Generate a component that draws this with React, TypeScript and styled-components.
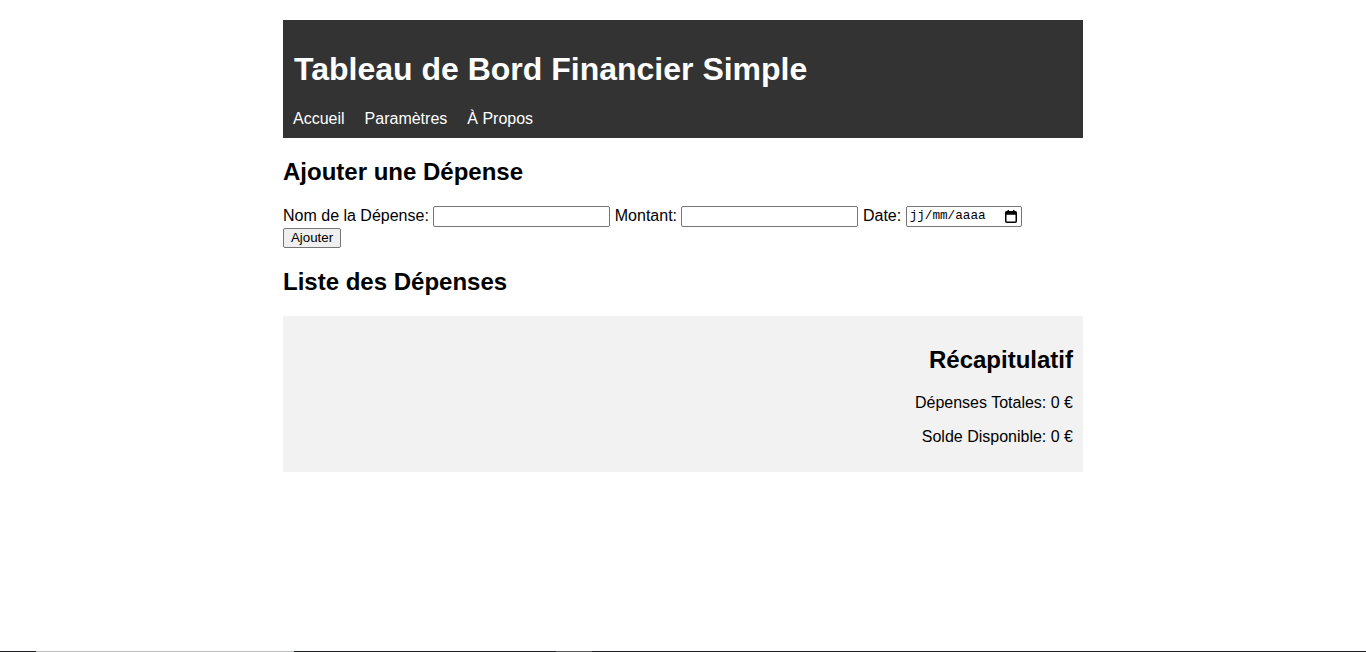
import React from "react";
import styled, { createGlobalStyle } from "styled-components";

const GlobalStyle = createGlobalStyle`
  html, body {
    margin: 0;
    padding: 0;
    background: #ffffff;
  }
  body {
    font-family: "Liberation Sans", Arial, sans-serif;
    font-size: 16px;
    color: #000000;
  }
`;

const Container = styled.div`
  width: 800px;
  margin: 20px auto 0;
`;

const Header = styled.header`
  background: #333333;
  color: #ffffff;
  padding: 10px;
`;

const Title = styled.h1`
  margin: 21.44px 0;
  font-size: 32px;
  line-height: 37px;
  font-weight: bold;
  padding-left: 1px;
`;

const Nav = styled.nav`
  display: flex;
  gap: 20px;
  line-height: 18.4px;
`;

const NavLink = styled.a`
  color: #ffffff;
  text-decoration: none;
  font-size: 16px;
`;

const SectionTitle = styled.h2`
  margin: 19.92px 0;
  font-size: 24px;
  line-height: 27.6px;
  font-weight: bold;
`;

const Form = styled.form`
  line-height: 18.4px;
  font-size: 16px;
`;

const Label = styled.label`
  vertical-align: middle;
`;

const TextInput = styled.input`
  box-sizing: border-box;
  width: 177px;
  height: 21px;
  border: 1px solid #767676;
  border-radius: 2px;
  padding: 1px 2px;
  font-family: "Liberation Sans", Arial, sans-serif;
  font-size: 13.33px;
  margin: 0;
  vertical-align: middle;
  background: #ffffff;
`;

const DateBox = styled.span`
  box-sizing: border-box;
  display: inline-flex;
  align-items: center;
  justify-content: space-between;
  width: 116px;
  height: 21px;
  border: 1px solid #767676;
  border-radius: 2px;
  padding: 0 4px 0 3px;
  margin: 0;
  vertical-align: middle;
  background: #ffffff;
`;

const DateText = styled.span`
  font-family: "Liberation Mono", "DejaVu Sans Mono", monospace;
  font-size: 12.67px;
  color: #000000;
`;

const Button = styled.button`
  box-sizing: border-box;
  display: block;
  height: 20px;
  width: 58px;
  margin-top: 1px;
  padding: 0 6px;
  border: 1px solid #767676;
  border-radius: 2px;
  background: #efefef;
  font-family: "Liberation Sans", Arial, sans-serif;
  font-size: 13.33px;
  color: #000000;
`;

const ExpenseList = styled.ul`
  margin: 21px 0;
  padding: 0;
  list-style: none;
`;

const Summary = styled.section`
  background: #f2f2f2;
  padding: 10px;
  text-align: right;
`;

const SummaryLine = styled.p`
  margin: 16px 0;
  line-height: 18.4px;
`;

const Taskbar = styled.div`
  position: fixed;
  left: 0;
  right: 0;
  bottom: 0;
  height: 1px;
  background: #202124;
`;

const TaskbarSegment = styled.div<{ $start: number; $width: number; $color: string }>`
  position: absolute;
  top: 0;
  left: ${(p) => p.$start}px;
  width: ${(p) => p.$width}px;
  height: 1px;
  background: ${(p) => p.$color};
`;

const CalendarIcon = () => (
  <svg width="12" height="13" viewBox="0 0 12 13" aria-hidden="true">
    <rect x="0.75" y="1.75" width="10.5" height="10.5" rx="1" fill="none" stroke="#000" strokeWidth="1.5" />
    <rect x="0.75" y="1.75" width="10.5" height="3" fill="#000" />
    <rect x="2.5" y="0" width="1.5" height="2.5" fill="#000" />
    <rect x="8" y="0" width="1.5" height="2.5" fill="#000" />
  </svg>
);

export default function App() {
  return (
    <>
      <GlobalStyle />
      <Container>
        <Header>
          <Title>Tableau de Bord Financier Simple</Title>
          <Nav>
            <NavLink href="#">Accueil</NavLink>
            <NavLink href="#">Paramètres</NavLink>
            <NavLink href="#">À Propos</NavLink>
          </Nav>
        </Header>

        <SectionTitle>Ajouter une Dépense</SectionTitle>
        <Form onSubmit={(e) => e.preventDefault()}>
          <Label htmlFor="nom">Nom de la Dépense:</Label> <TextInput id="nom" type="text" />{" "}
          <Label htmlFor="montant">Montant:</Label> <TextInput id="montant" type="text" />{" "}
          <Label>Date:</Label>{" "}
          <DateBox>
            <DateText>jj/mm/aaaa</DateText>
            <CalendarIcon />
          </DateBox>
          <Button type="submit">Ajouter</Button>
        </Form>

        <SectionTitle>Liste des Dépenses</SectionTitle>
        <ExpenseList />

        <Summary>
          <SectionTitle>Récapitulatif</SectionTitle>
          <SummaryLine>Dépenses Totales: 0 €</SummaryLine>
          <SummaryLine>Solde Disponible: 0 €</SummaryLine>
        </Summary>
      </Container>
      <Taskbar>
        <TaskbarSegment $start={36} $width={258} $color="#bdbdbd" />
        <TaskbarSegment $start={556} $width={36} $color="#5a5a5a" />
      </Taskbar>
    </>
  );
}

...

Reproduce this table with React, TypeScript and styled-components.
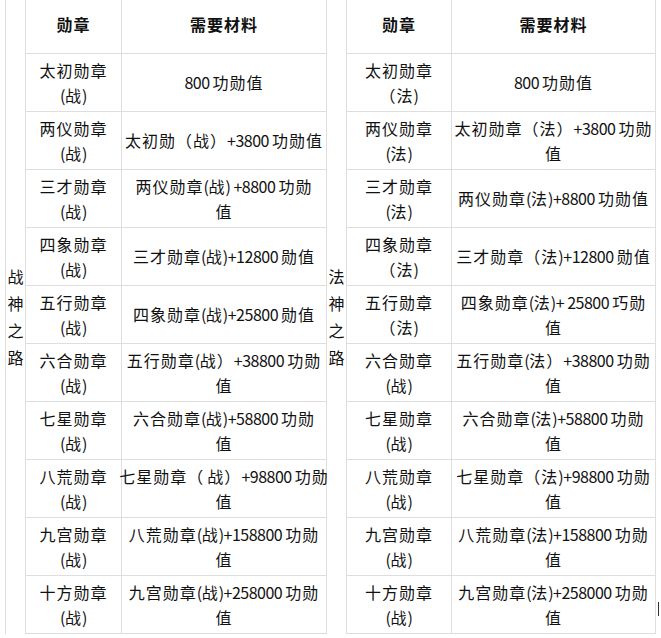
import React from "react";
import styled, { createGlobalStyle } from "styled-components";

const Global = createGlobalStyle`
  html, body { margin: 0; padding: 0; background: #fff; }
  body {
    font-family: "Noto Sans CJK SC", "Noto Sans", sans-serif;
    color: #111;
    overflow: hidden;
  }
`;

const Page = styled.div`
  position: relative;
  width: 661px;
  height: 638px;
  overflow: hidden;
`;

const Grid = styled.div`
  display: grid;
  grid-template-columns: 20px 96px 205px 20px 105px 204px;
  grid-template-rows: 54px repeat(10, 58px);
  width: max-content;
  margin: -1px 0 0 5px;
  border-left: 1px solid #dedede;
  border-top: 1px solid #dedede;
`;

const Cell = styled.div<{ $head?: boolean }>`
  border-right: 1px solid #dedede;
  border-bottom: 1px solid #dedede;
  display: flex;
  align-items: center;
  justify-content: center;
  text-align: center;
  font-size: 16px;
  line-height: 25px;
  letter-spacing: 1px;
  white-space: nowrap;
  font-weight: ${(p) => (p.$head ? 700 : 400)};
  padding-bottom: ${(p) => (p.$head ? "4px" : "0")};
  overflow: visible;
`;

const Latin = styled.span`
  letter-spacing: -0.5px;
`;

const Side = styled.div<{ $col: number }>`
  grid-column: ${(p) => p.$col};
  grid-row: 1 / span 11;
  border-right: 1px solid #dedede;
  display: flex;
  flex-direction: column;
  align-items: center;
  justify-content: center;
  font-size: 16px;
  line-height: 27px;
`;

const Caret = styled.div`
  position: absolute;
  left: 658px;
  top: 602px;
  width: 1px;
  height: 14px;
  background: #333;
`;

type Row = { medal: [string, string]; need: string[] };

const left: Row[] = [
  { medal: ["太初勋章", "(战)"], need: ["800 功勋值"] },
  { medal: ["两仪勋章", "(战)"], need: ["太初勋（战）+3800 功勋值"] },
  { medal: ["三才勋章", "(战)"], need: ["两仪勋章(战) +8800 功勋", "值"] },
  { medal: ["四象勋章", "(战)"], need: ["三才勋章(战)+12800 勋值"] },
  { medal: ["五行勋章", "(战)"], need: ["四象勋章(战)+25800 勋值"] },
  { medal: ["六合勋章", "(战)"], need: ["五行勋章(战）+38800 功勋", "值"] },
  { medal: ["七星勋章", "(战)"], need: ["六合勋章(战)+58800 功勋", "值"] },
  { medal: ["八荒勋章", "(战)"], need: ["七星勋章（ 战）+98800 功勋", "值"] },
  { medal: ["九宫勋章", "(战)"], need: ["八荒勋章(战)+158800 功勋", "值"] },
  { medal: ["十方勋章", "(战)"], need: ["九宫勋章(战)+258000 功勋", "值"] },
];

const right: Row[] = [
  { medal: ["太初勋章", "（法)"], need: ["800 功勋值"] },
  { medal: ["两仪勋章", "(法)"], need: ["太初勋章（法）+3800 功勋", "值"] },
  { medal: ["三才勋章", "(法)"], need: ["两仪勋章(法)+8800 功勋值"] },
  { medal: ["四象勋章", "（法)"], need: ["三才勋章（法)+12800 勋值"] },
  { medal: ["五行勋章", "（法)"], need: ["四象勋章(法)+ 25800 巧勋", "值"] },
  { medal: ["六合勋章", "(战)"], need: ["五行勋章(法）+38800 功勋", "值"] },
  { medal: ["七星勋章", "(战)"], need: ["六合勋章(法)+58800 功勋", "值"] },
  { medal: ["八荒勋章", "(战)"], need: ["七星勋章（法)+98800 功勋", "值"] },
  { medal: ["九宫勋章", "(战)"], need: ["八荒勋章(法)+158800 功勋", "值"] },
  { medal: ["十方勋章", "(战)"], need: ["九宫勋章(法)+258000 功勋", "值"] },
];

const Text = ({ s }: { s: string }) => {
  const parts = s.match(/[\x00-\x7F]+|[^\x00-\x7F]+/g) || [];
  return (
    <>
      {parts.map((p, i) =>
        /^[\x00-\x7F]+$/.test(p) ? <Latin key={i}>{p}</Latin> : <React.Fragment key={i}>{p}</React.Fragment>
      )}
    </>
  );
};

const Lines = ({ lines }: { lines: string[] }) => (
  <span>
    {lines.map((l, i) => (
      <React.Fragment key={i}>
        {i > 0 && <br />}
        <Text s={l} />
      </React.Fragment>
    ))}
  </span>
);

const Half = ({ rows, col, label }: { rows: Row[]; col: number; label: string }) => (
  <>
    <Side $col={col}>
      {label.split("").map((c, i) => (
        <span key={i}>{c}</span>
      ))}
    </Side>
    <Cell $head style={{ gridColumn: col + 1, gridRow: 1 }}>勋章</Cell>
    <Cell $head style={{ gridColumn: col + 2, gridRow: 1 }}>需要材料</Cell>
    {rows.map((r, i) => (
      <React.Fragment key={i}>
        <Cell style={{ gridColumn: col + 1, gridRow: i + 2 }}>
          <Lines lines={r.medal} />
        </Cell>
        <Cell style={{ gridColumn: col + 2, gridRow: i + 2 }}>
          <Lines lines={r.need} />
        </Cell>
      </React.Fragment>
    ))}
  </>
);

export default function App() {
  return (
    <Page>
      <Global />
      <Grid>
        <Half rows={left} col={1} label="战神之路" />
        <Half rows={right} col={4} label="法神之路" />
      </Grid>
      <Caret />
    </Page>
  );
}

* * *

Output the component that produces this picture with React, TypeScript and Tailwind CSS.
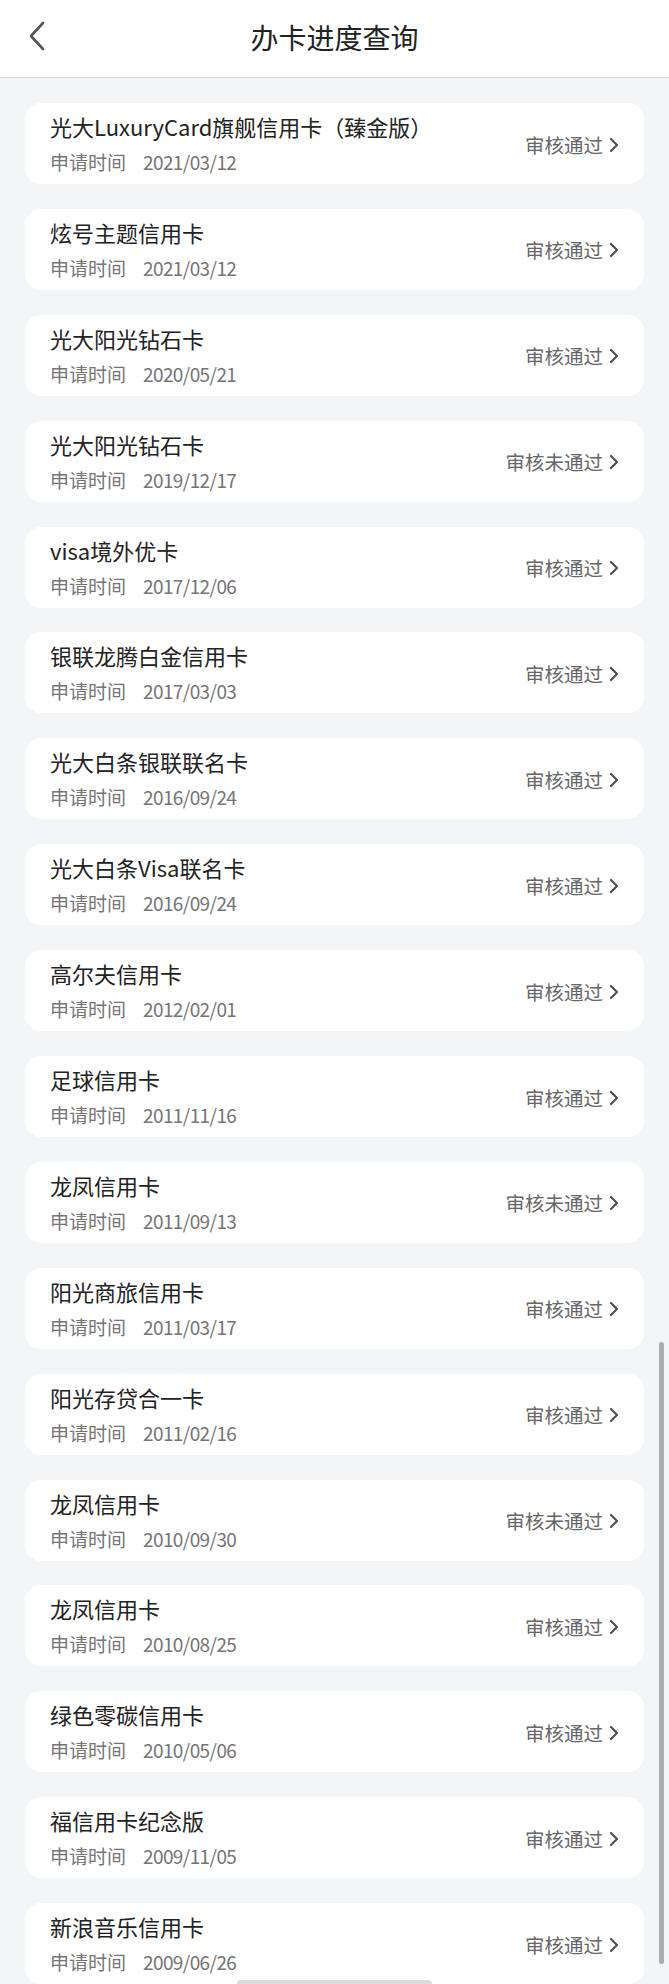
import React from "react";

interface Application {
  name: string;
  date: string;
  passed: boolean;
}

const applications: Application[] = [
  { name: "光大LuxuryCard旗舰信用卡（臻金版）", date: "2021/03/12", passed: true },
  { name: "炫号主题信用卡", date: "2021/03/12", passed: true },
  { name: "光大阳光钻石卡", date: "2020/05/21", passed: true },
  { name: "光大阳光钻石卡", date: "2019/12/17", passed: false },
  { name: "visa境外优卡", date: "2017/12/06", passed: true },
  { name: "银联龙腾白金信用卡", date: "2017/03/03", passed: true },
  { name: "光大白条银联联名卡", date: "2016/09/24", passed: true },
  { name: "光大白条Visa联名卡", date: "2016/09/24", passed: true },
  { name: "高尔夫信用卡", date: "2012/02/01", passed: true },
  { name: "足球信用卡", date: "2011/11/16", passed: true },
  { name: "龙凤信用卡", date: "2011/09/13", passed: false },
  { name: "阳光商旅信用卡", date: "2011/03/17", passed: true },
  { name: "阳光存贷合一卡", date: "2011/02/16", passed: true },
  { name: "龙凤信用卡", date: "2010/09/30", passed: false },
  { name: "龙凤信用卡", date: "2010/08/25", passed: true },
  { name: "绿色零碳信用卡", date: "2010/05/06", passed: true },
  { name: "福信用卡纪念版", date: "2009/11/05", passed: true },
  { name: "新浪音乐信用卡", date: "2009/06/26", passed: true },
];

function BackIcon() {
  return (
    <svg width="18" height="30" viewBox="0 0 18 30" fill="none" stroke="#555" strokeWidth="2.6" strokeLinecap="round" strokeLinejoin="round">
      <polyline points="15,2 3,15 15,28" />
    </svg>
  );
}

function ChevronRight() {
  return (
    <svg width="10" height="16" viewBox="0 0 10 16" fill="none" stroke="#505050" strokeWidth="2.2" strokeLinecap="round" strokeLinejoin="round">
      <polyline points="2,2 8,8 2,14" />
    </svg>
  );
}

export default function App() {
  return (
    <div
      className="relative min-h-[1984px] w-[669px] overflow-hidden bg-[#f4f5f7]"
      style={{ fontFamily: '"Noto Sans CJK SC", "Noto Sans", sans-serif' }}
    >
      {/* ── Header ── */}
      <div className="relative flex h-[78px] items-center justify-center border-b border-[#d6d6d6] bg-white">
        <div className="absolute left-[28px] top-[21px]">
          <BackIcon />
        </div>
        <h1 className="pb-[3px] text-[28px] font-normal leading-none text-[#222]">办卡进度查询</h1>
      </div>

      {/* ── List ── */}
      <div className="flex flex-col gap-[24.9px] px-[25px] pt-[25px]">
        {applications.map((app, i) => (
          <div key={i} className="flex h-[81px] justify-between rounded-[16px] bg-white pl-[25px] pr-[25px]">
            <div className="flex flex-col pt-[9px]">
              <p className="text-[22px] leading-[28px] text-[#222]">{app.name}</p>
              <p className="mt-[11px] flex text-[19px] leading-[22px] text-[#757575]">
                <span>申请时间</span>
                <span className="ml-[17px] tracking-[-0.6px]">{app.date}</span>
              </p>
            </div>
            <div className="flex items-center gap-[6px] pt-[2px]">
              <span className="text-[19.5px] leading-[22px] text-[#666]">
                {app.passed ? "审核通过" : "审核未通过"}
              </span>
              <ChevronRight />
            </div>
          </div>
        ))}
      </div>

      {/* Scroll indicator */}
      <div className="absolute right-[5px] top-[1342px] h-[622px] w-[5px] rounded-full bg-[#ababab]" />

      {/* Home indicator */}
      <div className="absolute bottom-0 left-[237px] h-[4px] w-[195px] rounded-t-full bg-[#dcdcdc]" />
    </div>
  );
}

## Problem to solve
Copy every line in the records above that contains the word "TypeScript".

## Exercise solution
Generate a component that draws this with React, TypeScript and styled-components.
Reproduce this table with React, TypeScript and styled-components.
Output the component that produces this picture with React, TypeScript and Tailwind CSS.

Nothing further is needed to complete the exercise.